[lambdaheads]Program 5

[Programming][Languages]

Write an eager, lexically-scoped interpreter for the following language. Use data structures, not procedures, to represent closures:

<L> := <num>
     | <id>
     | (fun (<id>) <L>)
     | (<L> (<L>))
     | (<L> + <L>)
Now CPS the interpreter (i.e., CPS the Scheme program, not <L> programs) using procedures to represent the continuations. For this assignment, you may treat the environment and number manipulation procedures as primitives, i.e., they do not need to be CPSed. You must CPS any other helper functions, such as apply-fun.

To CPS a cases statement, examine the expression on which you are going to split into cases. If this expression does not itself contain any (non-primitive) function calls, then you may leave the cases expression in place and only CPS the expression portions of the branches (like we did with if in the CPSed version of filter). If, however, the branching expression contains a function call, then you need to move the cases into the continuation. That is,

(cases AFunExp v  ;; where v is a variable reference or constant value
  [numE (n) <exp>0]
  [varE (v) <exp>1])
turns into
(cases AFunExp v
  [numE (n) ... CPSed version of <exp>0 ...]
  [varE (n) ... CPSed version of <exp>1 ...])
whereas
(cases AFunExp (f v)
  [numE (n) <exp>0]
  [varE (v) <exp>1])
must transform into
(f/k v
     (lambda (f-of-v-val)
       (cases AFunExp f-of-v-val
	 [numE (n) ... CPSed version of <exp>0 ...]
	 [varE (n) ... CPSed version of <exp>1 ...])))
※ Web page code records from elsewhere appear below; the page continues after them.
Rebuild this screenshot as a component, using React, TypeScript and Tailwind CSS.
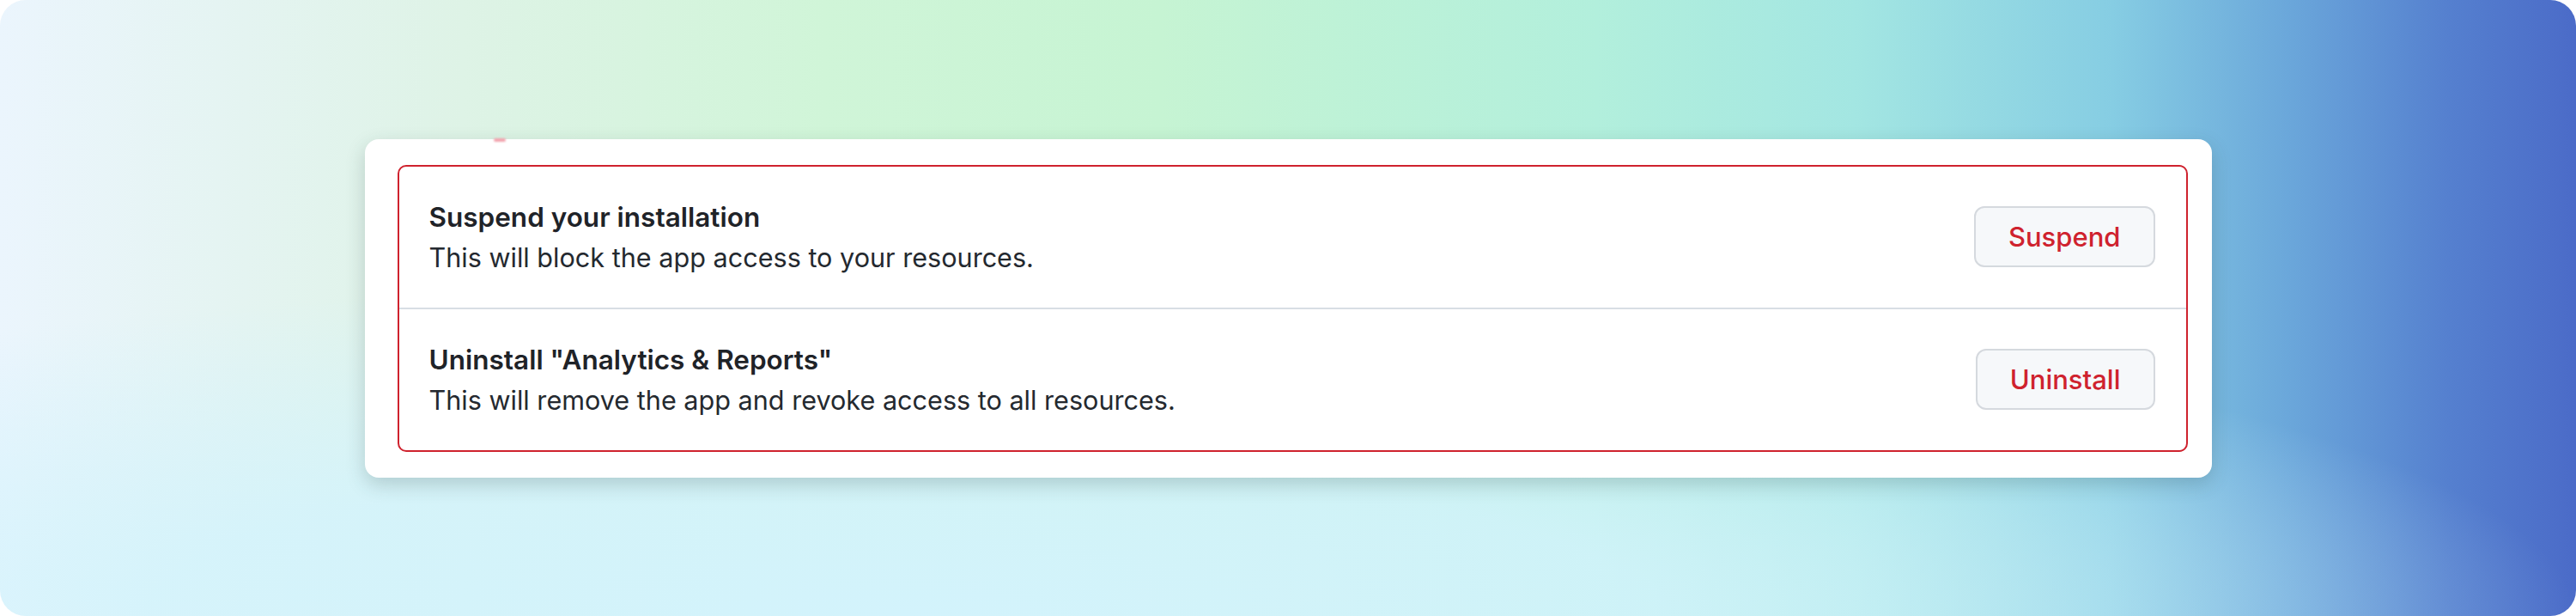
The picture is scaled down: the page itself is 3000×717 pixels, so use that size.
const rows = [
  {
    title: "Suspend your installation",
    desc: "This will block the app access to your resources.",
    action: "Suspend",
  },
  {
    title: 'Uninstall "Analytics & Reports"',
    desc: "This will remove the app and revoke access to all resources.",
    action: "Uninstall",
  },
];

const App = () => (
  <div className="w-[3000px] h-[717px] bg-white">
    <div className="w-full h-full rounded-[30px] flex items-center justify-center overflow-hidden bg-[radial-gradient(ellipse_65%_55%_at_35%_100%,rgba(211,243,252,1)_0%,rgba(211,243,252,0.85)_45%,rgba(211,243,252,0)_100%),linear-gradient(to_right,#ebf5fd_0%,#def3e6_18%,#d0f5d8_32%,#c6f4d3_45%,#b2efdc_62%,#a3e6e2_72%,#86cde3_82%,#6aa6da_89%,#5580cf_95%,#4b6bc8_100%)]">
      <div className="relative w-[2151px] bg-white rounded-[16px] pl-[38px] pr-[28px] py-[30px] shadow-[0_8px_22px_rgba(40,70,70,0.22)] font-['Inter','Liberation_Sans',sans-serif]">
        <div className="absolute left-[150px] top-[-1px] w-[14px] h-[4px] rounded-full bg-[#f2a3ad] blur-[1px]" />
        <div className="border-2 border-[#cf222e] rounded-[10px] flex flex-col">
          {rows.map((r, i) => (
            <div
              key={r.action}
              className={`flex items-center justify-between pl-[35px] pr-[36px] py-[35px] ${i > 0 ? "border-t-2 border-[#d8dee4]" : ""}`}
            >
              <div className="flex flex-col">
                <div className="text-[31.5px] leading-[47px] font-semibold text-[#1f2328]">{r.title}</div>
                <div className="text-[30.6px] leading-[47px] text-[#24292f]">{r.desc}</div>
              </div>
              <button className="h-[71px] px-[38px] rounded-[12px] border-2 border-[#d5d9de] bg-[#f6f8fa] text-[31px] leading-[47px] font-medium text-[#cf222e]">
                {r.action}
              </button>
            </div>
          ))}
        </div>
      </div>
    </div>
  </div>
);

export default App;
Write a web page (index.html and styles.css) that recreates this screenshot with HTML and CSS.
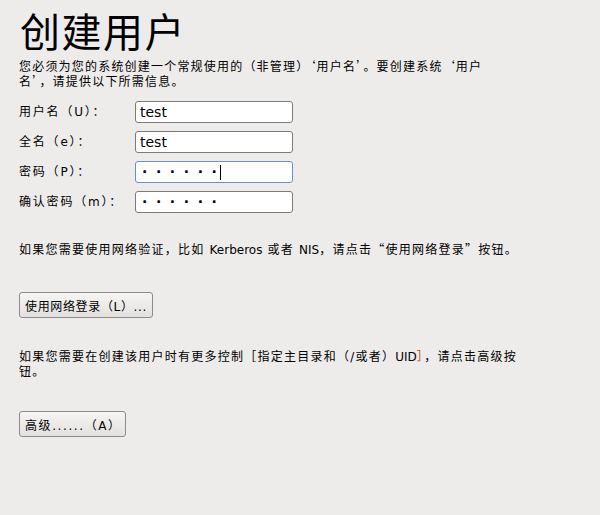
FILE: index.html
```html
<!DOCTYPE html>
<html lang="zh-CN">
<head>
<meta charset="utf-8">
<title>创建用户</title>
<link rel="stylesheet" href="styles.css">
</head>
<body>
<div class="page">
  <h1 class="title">创建用户</h1>
  <p class="intro">您必须为您的系统创建一个常规使用的（非管理）<span class="q">‘</span>用户名<span class="q">’</span>。要创建系统<span class="q">‘</span>用户<br>名<span class="q">’</span>，请提供以下所需信息。</p>

  <div class="form">
    <label class="label">用户名（U）：</label>
    <div class="field">test</div>
    <label class="label">全名（e）：</label>
    <div class="field">test</div>
    <label class="label">密码（P）：</label>
    <div class="field focused"><span class="dots">······</span><span class="caret"></span></div>
    <label class="label">确认密码（m）：</label>
    <div class="field"><span class="dots">······</span></div>
  </div>

  <p class="note note-net">如果您需要使用网络验证，比如 <span class="lat">Kerberos</span> 或者 <span class="lat">NIS</span>，请点击<span class="q">“</span>使用网络登录<span class="q">”</span>按钮。</p>
  <button class="btn btn-net" type="button">使用网络登录（L）...</button>

  <p class="note note-adv">如果您需要在创建该用户时有更多控制［指定主目录和（/或者）<span class="lat">UID</span><span class="bracket">］</span>，请点击高级按<br>钮。</p>
  <button class="btn btn-adv" type="button">高级......（A）</button>
</div>
</body>
</html>
```

FILE: styles.css
```css
html, body {
  margin: 0;
  padding: 0;
  background: #edeceb;
}

body {
  font-family: "DejaVu Sans", "Noto Sans CJK SC", sans-serif;
  font-size: 12px;
  color: #000;
  width: 600px;
  height: 515px;
  overflow: hidden;
}

.page {
  padding-left: 19px;
  display: flex;
  flex-direction: column;
  align-items: flex-start;
}

.q {
  font-family: "Noto Sans CJK SC", sans-serif;
  line-height: 0;
}

.lat {
  letter-spacing: 0;
}

.title {
  font-family: "Noto Sans CJK SC", sans-serif;
  font-size: 40px;
  font-weight: normal;
  line-height: 44px;
  letter-spacing: 1.5px;
  margin: 8px 0 0 1px;
}

.intro {
  margin: 8px 0 0 0;
  line-height: 15px;
  letter-spacing: 1.2px;
}

.form {
  margin-top: 11px;
  display: grid;
  grid-template-columns: 116px 158px;
  grid-auto-rows: 22px;
  row-gap: 8px;
  align-items: center;
}

.label {
  font-size: 12px;
  line-height: 22px;
  letter-spacing: 1.8px;
}

.field {
  box-sizing: border-box;
  height: 22px;
  background: #fff;
  border: 1px solid #7c7b79;
  border-radius: 3px;
  font-size: 14px;
  line-height: 20px;
  padding-left: 4px;
  display: flex;
  align-items: center;
}

.field.focused {
  border-color: #6b8fc2;
}

.dots {
  letter-spacing: 8.6px;
  padding-left: 2px;
  font-weight: bold;
}

.caret {
  display: inline-block;
  width: 1px;
  height: 15px;
  background: #000;
  margin-left: -6px;
}

.note {
  margin: 0;
  line-height: 15px;
  letter-spacing: 1.25px;
}

.note-net {
  margin-top: 30px;
}

.note-adv {
  margin-top: 32px;
}

.bracket {
  color: #c24a1c;
}

.btn {
  box-sizing: border-box;
  height: 26px;
  border: 1px solid #8e8c89;
  border-radius: 3px;
  background: linear-gradient(#f6f5f4, #e3e1df);
  font-family: "DejaVu Sans", "Noto Sans CJK SC", sans-serif;
  font-size: 12px;
  color: #000;
  padding: 0 5px;
  text-align: left;
  white-space: nowrap;
}

.btn-net {
  width: 134px;
  margin-top: 34px;
  letter-spacing: 0.65px;
}

.btn-adv {
  width: 107px;
  margin-top: 31px;
  letter-spacing: 1.6px;
}
```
Finally, represent the continuations as lists, and convert your CPSed interpreter to register form. Use the conventions adopted for the filter exercise: Push procedures do not need to be transformed (but Pop procedures do). The environment and arithmetic procedures are also exempt from conversion. All other procedures must accept no arguments, communicating instead via global registers. You may use let to allocate temporary registers, as in the filter exercise. cases expressions can remain in the final register form, though their sub-expressions must all be converted.

Turning It In

This assignment is due by 2am on 2000-11-15. You must use handin to turn in your homework code. Run

/cs/bin/handin -c cs173 program5 <filename>
to turn them in. We would prefer a single Scheme file, but if you want to turn in multiple files, create a tar bundle.

You must provide three functions: main, main/k and main/k/reg. Each procedure accepts one argument, an unparsed <L> program representation, and returns a value (if any) in the format

  • a Scheme number, or
  • the Scheme symbol <closure> (i.e., '<closure>)
as appropriate. The value is that left in the register form's ``return value'' register. main uses the simple interpreter, main/k uses the CPSed interpreter, and main/k/reg uses the register form interpreter to evaluate the program.

Follow this interface, and turn in thoroughly tested programs. We will use a script to test your implementation. If the script fails, you fail!